The News18 report highlights a specific, ugly trend: the "othering" of the voter. In the old days, you were a worker or a farmer. Now, you’re a believer or an infidel, an insider or an outsider. The digital war rooms in Salt Lake and Noida have optimized this. They’ve A/B tested every possible religious grievance to see what sticks. They’ve found that a video of a heated exchange at a local shrine gets ten times the engagement of a debate on tea garden wages.

It’s a race to the bottom. The discourse has been flattened into a series of binary triggers. You’re either defending the faith or you’re betraying the soil. There’s no room for the middle ground, mostly because the middle ground doesn’t generate ad revenue or mobilize a booth. The report suggests that even the most secular-leaning platforms are being forced to adopt this language just to stay relevant. If you aren't talking about God, you aren't talking to the voters.

This isn't just about Bengal, of course. But Bengal was supposed to be the "intellectual" holdout. That’s the joke. We thought education and a history of leftist street-fighting would provide some sort of firewall against the sectarian surge. Instead, it just provided a different set of tools to execute the same old divisions. The "intellectualism" has just been repurposed to write more sophisticated vitriol.

The friction is real, and it’s expensive. It costs the state its dignity and its future. When the primary qualification for a candidate is their ability to signal piety, the actual business of governance becomes an afterthought. We’re watching the death of the policy debate in real-time, replaced by a 24/7 loop of religious posturing.

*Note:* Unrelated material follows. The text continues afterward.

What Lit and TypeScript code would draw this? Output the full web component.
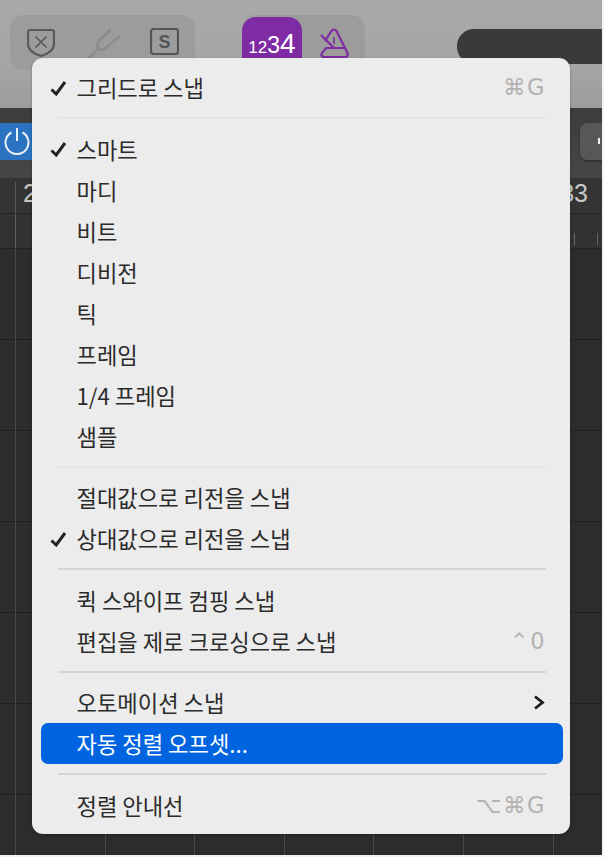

News18 found a state where the pulpits have replaced the podiums. The report makes it clear that the upcoming polls won't be won on the strength of a manifesto. They’ll be won by whoever manages the most effective religious dog-whistle. It’s efficient. It’s predictable. It’s also incredibly depressing for anyone who thought democracy was supposed to be about something more than who gets to claim the loudest prayer.

The data is in, the servers are humming, and the booths are being prepped. We’ve traded the complex problems of the living for the ancient grievances of the divine. It’s a hell of a way to run a state.

Who knew that the ultimate "disruptor" in the 21st century would be the one thing we thought we’d outgrown centuries ago?